Set task
Write out the lines from the top of the material through the line with "const rows = ['Labor", exactly and with nothing added.

:: Data ::

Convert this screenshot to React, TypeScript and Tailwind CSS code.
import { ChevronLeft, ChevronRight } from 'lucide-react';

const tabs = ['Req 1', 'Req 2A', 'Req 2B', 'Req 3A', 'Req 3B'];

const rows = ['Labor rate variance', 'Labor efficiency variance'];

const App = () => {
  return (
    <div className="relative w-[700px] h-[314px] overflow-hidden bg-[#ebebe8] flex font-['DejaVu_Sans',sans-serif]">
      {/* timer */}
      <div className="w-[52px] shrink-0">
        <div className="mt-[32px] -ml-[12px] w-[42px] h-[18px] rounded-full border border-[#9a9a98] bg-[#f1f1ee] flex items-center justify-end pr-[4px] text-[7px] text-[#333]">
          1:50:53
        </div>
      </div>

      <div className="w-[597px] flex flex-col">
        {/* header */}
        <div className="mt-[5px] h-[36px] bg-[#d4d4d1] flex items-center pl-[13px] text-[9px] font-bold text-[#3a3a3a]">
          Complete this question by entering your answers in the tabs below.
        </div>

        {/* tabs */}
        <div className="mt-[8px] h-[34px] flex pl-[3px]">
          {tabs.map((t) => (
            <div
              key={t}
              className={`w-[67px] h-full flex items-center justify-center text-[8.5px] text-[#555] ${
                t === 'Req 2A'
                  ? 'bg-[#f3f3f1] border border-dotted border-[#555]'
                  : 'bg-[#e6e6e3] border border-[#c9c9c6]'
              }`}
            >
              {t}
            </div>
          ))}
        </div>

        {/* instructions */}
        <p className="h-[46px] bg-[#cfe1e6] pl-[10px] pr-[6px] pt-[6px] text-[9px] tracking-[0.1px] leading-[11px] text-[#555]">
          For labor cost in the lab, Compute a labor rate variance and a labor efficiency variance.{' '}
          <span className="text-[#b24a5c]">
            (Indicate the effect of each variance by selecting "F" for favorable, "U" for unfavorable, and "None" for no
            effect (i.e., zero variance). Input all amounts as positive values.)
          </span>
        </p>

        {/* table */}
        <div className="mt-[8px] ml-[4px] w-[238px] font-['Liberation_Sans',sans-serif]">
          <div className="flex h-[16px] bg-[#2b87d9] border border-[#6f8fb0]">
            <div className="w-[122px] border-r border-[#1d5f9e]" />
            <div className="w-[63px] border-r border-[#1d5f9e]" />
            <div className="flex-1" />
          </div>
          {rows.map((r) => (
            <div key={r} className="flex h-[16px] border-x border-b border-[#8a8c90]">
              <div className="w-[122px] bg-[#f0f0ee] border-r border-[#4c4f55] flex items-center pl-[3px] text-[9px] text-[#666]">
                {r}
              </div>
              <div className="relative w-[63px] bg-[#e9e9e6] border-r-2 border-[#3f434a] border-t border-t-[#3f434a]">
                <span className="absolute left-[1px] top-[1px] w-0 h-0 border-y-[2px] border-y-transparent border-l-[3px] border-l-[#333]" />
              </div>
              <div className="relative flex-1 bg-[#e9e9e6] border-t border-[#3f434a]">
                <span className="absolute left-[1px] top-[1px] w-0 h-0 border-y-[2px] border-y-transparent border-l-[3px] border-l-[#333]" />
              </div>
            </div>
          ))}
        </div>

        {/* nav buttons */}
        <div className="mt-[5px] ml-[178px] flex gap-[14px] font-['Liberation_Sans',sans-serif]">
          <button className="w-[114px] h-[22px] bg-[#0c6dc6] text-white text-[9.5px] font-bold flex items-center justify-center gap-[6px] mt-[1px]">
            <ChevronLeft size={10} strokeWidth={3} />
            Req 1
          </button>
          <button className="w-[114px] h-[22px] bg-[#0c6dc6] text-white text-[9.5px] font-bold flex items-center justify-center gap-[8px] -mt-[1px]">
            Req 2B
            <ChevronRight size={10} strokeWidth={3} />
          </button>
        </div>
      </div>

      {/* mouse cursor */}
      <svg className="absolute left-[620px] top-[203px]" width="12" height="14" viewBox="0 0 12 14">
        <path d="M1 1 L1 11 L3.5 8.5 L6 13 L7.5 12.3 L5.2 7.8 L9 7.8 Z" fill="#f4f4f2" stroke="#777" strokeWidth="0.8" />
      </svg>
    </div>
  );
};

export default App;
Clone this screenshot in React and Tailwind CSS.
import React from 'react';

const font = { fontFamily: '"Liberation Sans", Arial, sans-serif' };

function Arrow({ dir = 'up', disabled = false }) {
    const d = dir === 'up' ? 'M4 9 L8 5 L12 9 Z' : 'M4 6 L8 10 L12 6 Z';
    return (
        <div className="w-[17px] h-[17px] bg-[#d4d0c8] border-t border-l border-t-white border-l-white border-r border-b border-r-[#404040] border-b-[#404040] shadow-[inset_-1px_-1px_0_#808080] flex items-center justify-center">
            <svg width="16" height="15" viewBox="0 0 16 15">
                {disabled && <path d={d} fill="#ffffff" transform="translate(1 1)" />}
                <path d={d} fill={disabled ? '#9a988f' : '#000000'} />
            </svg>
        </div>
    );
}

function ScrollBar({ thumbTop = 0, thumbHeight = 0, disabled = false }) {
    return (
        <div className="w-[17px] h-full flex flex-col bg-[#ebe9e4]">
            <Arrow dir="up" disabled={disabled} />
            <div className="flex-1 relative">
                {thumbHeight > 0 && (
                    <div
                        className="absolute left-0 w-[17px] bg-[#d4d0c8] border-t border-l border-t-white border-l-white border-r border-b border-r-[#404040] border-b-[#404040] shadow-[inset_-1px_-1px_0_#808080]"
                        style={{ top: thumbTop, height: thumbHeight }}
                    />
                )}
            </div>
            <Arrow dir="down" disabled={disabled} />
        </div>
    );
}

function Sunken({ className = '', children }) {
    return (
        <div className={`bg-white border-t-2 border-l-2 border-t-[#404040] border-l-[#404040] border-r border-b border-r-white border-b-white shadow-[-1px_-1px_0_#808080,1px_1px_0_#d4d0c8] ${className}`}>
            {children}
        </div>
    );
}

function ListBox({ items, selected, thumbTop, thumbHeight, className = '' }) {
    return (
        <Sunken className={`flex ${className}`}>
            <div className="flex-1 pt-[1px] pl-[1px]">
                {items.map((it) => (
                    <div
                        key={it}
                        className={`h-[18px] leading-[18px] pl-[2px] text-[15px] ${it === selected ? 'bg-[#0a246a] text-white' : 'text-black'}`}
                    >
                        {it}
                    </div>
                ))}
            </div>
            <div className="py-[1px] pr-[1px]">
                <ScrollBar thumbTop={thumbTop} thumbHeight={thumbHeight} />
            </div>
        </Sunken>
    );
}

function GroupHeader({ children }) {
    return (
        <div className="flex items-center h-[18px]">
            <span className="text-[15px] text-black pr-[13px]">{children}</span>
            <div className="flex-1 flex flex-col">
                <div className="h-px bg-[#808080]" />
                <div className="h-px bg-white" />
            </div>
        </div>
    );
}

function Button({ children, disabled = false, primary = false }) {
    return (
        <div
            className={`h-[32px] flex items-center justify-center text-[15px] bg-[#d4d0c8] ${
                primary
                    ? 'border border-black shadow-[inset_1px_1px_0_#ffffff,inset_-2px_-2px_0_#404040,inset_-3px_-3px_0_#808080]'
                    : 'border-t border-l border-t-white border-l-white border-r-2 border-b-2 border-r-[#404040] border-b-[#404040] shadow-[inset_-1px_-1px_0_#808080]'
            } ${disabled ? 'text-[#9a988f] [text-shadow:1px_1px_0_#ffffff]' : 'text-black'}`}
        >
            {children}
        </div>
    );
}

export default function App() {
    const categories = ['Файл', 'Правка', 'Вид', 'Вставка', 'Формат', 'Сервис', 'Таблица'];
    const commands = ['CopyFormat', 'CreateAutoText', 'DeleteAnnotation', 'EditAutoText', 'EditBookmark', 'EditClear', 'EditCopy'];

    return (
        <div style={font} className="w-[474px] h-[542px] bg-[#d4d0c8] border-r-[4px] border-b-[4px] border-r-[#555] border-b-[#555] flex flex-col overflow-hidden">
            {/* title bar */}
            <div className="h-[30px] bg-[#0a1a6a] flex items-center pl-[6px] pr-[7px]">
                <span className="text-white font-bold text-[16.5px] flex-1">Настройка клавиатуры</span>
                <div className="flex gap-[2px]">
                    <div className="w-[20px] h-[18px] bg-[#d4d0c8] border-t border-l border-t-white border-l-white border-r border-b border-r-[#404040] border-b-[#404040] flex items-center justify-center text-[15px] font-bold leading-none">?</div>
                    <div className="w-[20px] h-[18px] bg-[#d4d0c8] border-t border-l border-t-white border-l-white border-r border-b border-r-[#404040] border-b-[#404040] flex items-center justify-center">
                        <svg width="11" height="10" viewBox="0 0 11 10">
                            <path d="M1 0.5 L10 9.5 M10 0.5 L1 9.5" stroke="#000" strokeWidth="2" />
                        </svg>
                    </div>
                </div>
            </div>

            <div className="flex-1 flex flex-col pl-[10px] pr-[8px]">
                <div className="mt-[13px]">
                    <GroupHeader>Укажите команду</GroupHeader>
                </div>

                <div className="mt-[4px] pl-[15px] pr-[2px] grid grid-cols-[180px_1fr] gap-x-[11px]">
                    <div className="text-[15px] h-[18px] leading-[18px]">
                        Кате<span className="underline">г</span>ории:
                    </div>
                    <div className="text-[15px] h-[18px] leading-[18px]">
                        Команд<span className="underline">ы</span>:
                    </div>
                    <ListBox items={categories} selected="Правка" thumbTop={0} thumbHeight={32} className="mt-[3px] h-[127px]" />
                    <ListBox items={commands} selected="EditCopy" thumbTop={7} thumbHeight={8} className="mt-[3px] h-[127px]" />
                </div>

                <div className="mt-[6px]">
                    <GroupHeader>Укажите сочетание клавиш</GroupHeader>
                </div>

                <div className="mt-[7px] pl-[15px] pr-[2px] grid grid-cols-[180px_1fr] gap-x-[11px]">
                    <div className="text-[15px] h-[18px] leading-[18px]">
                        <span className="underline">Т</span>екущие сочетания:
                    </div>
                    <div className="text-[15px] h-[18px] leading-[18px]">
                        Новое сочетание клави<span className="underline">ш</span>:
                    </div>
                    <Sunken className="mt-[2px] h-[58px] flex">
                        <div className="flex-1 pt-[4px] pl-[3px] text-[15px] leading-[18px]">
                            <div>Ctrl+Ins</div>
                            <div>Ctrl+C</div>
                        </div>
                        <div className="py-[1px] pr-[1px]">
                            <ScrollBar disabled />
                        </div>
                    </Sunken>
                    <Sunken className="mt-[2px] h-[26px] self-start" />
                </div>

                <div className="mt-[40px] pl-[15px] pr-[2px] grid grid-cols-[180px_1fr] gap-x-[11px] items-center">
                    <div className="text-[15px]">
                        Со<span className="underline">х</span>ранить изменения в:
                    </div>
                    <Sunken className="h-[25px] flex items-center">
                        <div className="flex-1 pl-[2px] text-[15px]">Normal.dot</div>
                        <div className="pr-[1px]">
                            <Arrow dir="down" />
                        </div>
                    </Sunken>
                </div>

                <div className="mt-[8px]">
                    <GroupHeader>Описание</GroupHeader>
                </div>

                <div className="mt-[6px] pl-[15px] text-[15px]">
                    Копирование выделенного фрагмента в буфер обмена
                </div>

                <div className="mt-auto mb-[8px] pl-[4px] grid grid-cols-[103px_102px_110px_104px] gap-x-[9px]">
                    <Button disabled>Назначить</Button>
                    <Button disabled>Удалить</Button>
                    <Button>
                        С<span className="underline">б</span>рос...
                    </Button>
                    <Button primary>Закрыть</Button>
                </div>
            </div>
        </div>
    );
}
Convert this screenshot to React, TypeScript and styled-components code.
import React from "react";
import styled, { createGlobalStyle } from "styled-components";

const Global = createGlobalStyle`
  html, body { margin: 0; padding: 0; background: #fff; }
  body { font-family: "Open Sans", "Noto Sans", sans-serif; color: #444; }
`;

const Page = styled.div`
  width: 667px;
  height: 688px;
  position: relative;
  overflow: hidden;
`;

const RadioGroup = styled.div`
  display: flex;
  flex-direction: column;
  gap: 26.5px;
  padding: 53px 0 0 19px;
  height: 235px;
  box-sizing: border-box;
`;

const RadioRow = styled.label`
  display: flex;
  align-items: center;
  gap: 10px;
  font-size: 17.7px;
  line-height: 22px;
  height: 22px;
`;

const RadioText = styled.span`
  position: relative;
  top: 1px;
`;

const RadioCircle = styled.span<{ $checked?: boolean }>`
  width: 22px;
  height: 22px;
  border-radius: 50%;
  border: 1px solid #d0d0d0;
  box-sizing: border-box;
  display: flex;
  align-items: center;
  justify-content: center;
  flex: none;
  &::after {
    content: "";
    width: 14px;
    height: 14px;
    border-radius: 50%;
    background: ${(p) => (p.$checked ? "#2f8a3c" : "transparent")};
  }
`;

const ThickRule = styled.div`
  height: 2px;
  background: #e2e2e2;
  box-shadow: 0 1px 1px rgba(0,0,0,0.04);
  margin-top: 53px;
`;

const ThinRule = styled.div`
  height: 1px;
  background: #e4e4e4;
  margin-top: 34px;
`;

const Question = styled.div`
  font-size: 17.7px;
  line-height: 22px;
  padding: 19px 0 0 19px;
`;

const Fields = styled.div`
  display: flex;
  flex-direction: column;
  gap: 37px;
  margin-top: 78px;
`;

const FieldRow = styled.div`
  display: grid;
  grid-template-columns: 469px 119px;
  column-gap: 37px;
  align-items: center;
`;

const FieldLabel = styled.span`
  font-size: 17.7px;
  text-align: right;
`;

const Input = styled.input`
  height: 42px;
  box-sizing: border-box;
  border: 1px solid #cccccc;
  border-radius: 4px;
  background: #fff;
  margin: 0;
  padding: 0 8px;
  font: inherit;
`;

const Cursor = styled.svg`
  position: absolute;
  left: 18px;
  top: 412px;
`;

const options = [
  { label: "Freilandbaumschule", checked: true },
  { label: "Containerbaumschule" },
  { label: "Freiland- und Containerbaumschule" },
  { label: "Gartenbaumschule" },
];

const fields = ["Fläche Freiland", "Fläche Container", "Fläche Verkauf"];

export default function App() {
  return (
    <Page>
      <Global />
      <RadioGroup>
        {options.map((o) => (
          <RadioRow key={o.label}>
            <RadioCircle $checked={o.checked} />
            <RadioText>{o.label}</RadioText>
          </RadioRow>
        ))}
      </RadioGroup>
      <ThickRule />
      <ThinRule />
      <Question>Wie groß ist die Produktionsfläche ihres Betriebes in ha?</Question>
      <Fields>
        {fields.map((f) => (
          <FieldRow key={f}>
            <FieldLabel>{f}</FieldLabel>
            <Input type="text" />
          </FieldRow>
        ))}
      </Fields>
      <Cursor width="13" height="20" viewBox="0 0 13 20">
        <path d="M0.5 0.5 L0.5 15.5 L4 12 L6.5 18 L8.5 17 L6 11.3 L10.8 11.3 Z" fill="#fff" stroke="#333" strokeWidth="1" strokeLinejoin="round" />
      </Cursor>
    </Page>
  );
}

:::

Exercise output
Convert this screenshot to React, TypeScript and Tailwind CSS code.
import { ChevronLeft, ChevronRight } from 'lucide-react';

const tabs = ['Req 1', 'Req 2A', 'Req 2B', 'Req 3A', 'Req 3B'];

const rows = ['Labor rate variance', 'Labor efficiency variance'];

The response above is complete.